Actually, it may be better to word it like so:
"Several priestesses tend to the child's mother, doing their best to clean and ensure the mother's health and comfort."
Within the halls of the church stands a single tall male elf, he watched the birth and happy actions of the temple's priestesses.
This is a run-on sentence. This is a clear-cut case where, instead of splitting it up with a comma, it should have been turned into two separate sentences. I say "clear-cut" because the second part has absolutely nothing to do with the first part. So it should read as:
"Within the halls of the church stands a single tall male elf. He watched the birth and happy actions of the temple's priestesses."
An evil grin appearing on his face, he wasn't allowed to go much further in the room, the ball often used to talk with the temple's members by members of the opposite sex.
This is another run-on sentence. In this case, it should have been split up into three separate sentences. What's more, the last part does not make much sense due to the way it was worded. (Part of the sentence structure is missing, so it is not a complete sentence.) I'd recommend wording it something like the following:
"A wicked grin appeared on his face. As a man, he wasn't allowed to go much further in the room. Instead, members of the opposite s*x were required to use a magic sphere here to talk with the temple's members."
There was a single other person in the room, a woman dressed as a priestess, a high ranking one at that.
I do not believe the use of "single other person" is correct. And that was not the proper use of a comma.
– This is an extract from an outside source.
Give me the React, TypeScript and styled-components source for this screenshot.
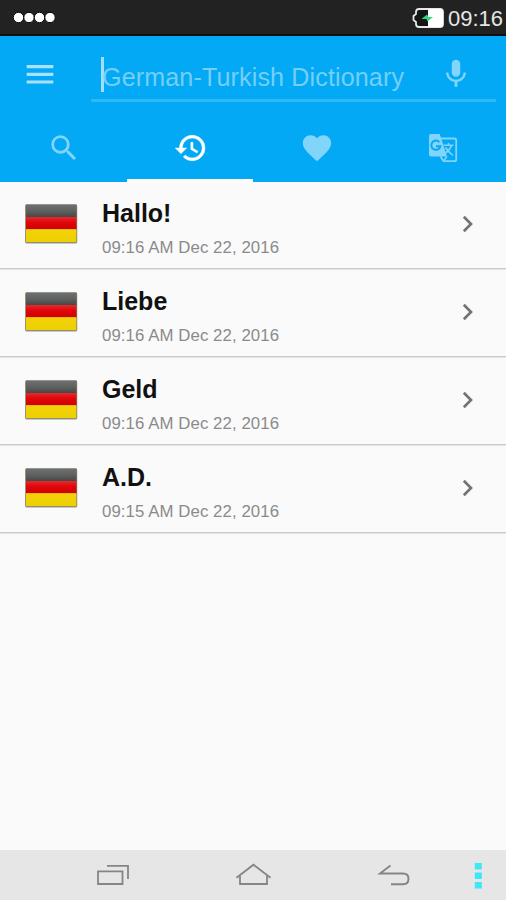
import React from "react";
import styled, { createGlobalStyle } from "styled-components";
import { MdMic, MdSearch, MdFavorite } from "react-icons/md";

const GlobalStyle = createGlobalStyle`
  * { box-sizing: border-box; }
  body { margin: 0; background: #fafafa; font-family: "Liberation Sans", Arial, sans-serif; }
`;

const Screen = styled.div`
  width: 506px;
  height: 900px;
  display: flex;
  flex-direction: column;
  overflow: hidden;
  background: #fafafa;
`;

const StatusBar = styled.div`
  height: 36px;
  flex: none;
  display: flex;
  align-items: center;
  justify-content: space-between;
  padding: 0 3px 0 12px;
  background: #222;
  border-bottom: 2px solid #0c0e12;
`;

const StatusRight = styled.div`
  display: flex;
  align-items: center;
  gap: 4px;

  svg {
    margin-top: 2px;
  }
`;

const Clock = styled.span`
  font-size: 22px;
  line-height: 26px;
  padding-top: 4px;
  color: #e6e6e6;
`;

const Header = styled.header`
  height: 145.5px;
  flex: none;
  display: flex;
  flex-direction: column;
  background: #03a9f4;
`;

const SearchRow = styled.div`
  height: 79px;
  display: flex;
  padding: 0 10px 0 22px;
`;

const MenuButton = styled.button`
  width: 69px;
  padding: 0 0 3px;
  border: 0;
  background: none;
  display: flex;
  align-items: center;
  color: #a9e1fc;
`;

const SearchField = styled.div`
  flex: 1;
  height: 66px;
  display: flex;
  align-items: center;
  justify-content: space-between;
  padding: 16px 23px 0 10px;
  border-bottom: 3px solid #2fb8f6;
`;

const Entry = styled.div`
  display: flex;
  align-items: center;
`;

const Caret = styled.span`
  width: 3px;
  height: 35px;
  margin: -3px -2px 0 0;
  background: #a0dffb;
`;

const Placeholder = styled.span`
  font-size: 25.1px;
  line-height: 30px;
  letter-spacing: 0.13px;
  padding-top: 2px;
  white-space: nowrap;
  color: #74cff9;
`;

const MicButton = styled.span`
  display: flex;
  color: #81d4fa;
  margin-bottom: 3px;
`;

const Tabs = styled.nav`
  flex: 1;
  display: grid;
  grid-template-columns: repeat(4, 1fr);
`;

const Tab = styled.div<{ $active?: boolean }>`
  display: flex;
  align-items: center;
  justify-content: center;
  color: ${(p) => (p.$active ? "#fff" : "#81d4fa")};
  border-bottom: 3px solid ${(p) => (p.$active ? "#fff" : "transparent")};
  padding: 2px 0 0 1px;
`;

const List = styled.main`
  flex: 1;
`;

const Row = styled.div`
  height: 88px;
  display: flex;
  align-items: center;
  padding: 0 20px 4px 24px;
  box-shadow: inset 0 -1px #e4e4e4, inset 0 -2px #cbcbcb;
`;

const Info = styled.div`
  flex: 1;
  margin-left: 24px;
  padding-top: 8px;
`;

const Word = styled.div`
  font-size: 25px;
  font-weight: 700;
  line-height: 30px;
  color: #111;
`;

const Time = styled.div`
  margin-top: 10px;
  font-size: 16.8px;
  line-height: 20px;
  letter-spacing: 0.08px;
  color: #8a8a8a;
`;

const NavBar = styled.footer`
  height: 50.5px;
  flex: none;
  display: flex;
  align-items: center;
  padding: 3px 0 0 96px;
  background: #e6e6e6;
`;

const NavItem = styled.span<{ $width: number }>`
  width: ${(p) => p.$width}px;
  display: flex;
`;

const SignalDots = () => (
  <svg width="46" height="14" viewBox="0 0 46 14">
    {[6.5, 17, 27.5, 38].map((x) => (
      <circle key={x} cx={x} cy="7.5" r="5.2" fill="#fff" stroke="#050505" strokeWidth="1" />
    ))}
  </svg>
);

const Battery = () => (
  <svg width="32" height="20" viewBox="0 0 32 20">
    <path d="M7 1H28Q31 1 31 4V16Q31 19 28 19H7Q4 19 4 16V14L1.5 12V8L4 6V4Q4 1 7 1Z" fill="#151515" stroke="#e8e8e8" strokeWidth="1.8" strokeLinejoin="round" />
    <path d="M16 1H28Q31 1 31 4V16Q31 19 28 19H16Z" fill="#fff" />
    <path d="M9.5 11L15 6.5L16.5 9H21L15.5 13.5L14.5 11Z" fill="#31d780" />
  </svg>
);

const MenuIcon = () => (
  <svg width="36" height="24" viewBox="0 0 36 24" fill="none" stroke="currentColor" strokeWidth="3.2">
    <path d="M4.7 4.6H31.3M4.7 12.3H31.3M4.7 20H31.3" />
  </svg>
);

const HistoryIcon = () => (
  <svg width="34" height="34" viewBox="-.6 0 24 24" fill="currentColor" stroke="currentColor" strokeWidth=".35">
    <path d="M13 3c-4.97 0-9 4.03-9 9H1l3.89 3.89.07.14L9 12H6c0-3.87 3.13-7 7-7s7 3.13 7 7-3.13 7-7 7c-1.93 0-3.68-.79-4.94-2.06l-1.42 1.42A8.954 8.954 0 0 0 13 21a9 9 0 0 0 0-18zm-1 5v5l4.28 2.54.72-1.21-3.5-2.08V8H12z" />
  </svg>
);

const TranslateIcon = () => (
  <svg width="32" height="32" viewBox="0 0 32 32">
    <path d="M14 6.5H27.5Q29.2 6.5 29.2 8.2V27.5Q29.2 29.2 27.5 29.2H16.5L13.5 24.5" fill="none" stroke="currentColor" strokeWidth="1.8" />
    <path d="M4 2H12.7L20 24.6H4Q2 24.6 2 22.6V4Q2 2 4 2Z" fill="currentColor" />
    <path d="M12.3 10.1A4.6 4.6 0 1 0 13.4 14.2H9" fill="none" stroke="#03a9f4" strokeWidth="2" />
    <path d="M16.5 13.2H26.5M21.5 11V13.2M24.5 13.2Q23 18 18.5 21M18.5 15.5Q21 19.5 26 23.5" fill="none" stroke="currentColor" strokeWidth="1.6" />
    <path d="M20 24.6L16.8 28.5" stroke="currentColor" strokeWidth="1.5" />
  </svg>
);

const Flag = () => (
  <svg width="54" height="42" viewBox="0 0 54 42">
    <defs>
      <linearGradient id="coal" x2="0" y2="1">
        <stop stopColor="#6f7070" />
        <stop offset=".5" stopColor="#606161" />
        <stop offset="1" stopColor="#464848" />
      </linearGradient>
      <linearGradient id="crimson" x2="0" y2="1">
        <stop stopColor="#e62a2c" />
        <stop offset=".45" stopColor="#e0070c" />
        <stop offset="1" stopColor="#cf0000" />
      </linearGradient>
      <linearGradient id="gold" x2="0" y2="1">
        <stop stopColor="#f2d20c" />
        <stop offset="1" stopColor="#ecd000" />
      </linearGradient>
    </defs>
    <rect x="1" y="2" width="52.5" height="39" rx="2" fill="#000" opacity=".2" />
    <rect x="1.3" y="1.5" width="51.7" height="38.2" rx="1" fill="#857b55" />
    <rect x="2" y="1.5" width="50.4" height="12.5" fill="url(#coal)" />
    <rect x="2" y="14" width="50.4" height="12.2" fill="url(#crimson)" />
    <rect x="2" y="26.2" width="50.4" height="12.8" fill="url(#gold)" />
  </svg>
);

const Chevron = () => (
  <svg width="30" height="24" viewBox="0 0 30 24">
    <path d="M7.8 4.7L15 12L7.8 19.3" fill="none" stroke="#737373" strokeWidth="2.7" />
  </svg>
);

const Recents = () => (
  <svg width="34" height="26" viewBox="0 0 34 26" fill="none" stroke="#858585" strokeWidth="1.8">
    <path d="M2 8.3H26.5V21H2ZM11 2.8H32V16" />
  </svg>
);

const Home = () => (
  <svg width="38" height="26" viewBox="0 0 38 26" fill="none" stroke="#858585" strokeWidth="1.8">
    <path d="M6 13V21H33V13M2.5 14.7L19.5 1.7L36.5 14.7" />
  </svg>
);

const Back = () => (
  <svg width="34" height="26" viewBox="0 0 34 26" fill="none" stroke="#858585" strokeWidth="1.9">
    <path d="M13.5 2.5L3 10.5H26Q31.5 10.5 31.5 15.7Q31.5 21.2 26 21.2H14" />
  </svg>
);

const More = () => (
  <svg width="8" height="26" viewBox="0 0 8 26" fill="#3ce8f4">
    <rect x=".8" y="0" width="7" height="6.5" />
    <rect x=".8" y="9.5" width="7" height="6.5" />
    <rect x=".8" y="19" width="7" height="6.5" />
  </svg>
);

const history = [
  { word: "Hallo!", time: "09:16 AM Dec 22, 2016" },
  { word: "Liebe", time: "09:16 AM Dec 22, 2016" },
  { word: "Geld", time: "09:16 AM Dec 22, 2016" },
  { word: "A.D.", time: "09:15 AM Dec 22, 2016" },
];

export default function App() {
  return (
    <Screen>
      <GlobalStyle />
      <StatusBar>
        <SignalDots />
        <StatusRight>
          <Battery />
          <Clock>09:16</Clock>
        </StatusRight>
      </StatusBar>
      <Header>
        <SearchRow>
          <MenuButton aria-label="Menu">
            <MenuIcon />
          </MenuButton>
          <SearchField>
            <Entry>
              <Caret />
              <Placeholder>German-Turkish Dictionary</Placeholder>
            </Entry>
            <MicButton>
              <MdMic size={34} />
            </MicButton>
          </SearchField>
        </SearchRow>
        <Tabs>
          <Tab><MdSearch size={34} /></Tab>
          <Tab $active><HistoryIcon /></Tab>
          <Tab><MdFavorite size={34} /></Tab>
          <Tab><TranslateIcon /></Tab>
        </Tabs>
      </Header>
      <List>
        {history.map((item) => (
          <Row key={item.word}>
            <Flag />
            <Info>
              <Word>{item.word}</Word>
              <Time>{item.time}</Time>
            </Info>
            <Chevron />
          </Row>
        ))}
      </List>
      <NavBar>
        <NavItem $width={138}><Recents /></NavItem>
        <NavItem $width={143}><Home /></NavItem>
        <NavItem $width={97}><Back /></NavItem>
        <NavItem $width={8}><More /></NavItem>
      </NavBar>
    </Screen>
  );
}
Instead, a different form of punctuation is needed to separate the latter part of the sentence. Either a dash (-) or a semicolon (;) would do here. I'd recommend something like one of the following sentences:
"There was one other person in the room - a woman dressed as a priestess and a high ranking one at that."
"There was just one other person in the room - a woman dressed in priestess robes who appeared to be high ranking."
"There was just one other person in the room; a high ranking priestess."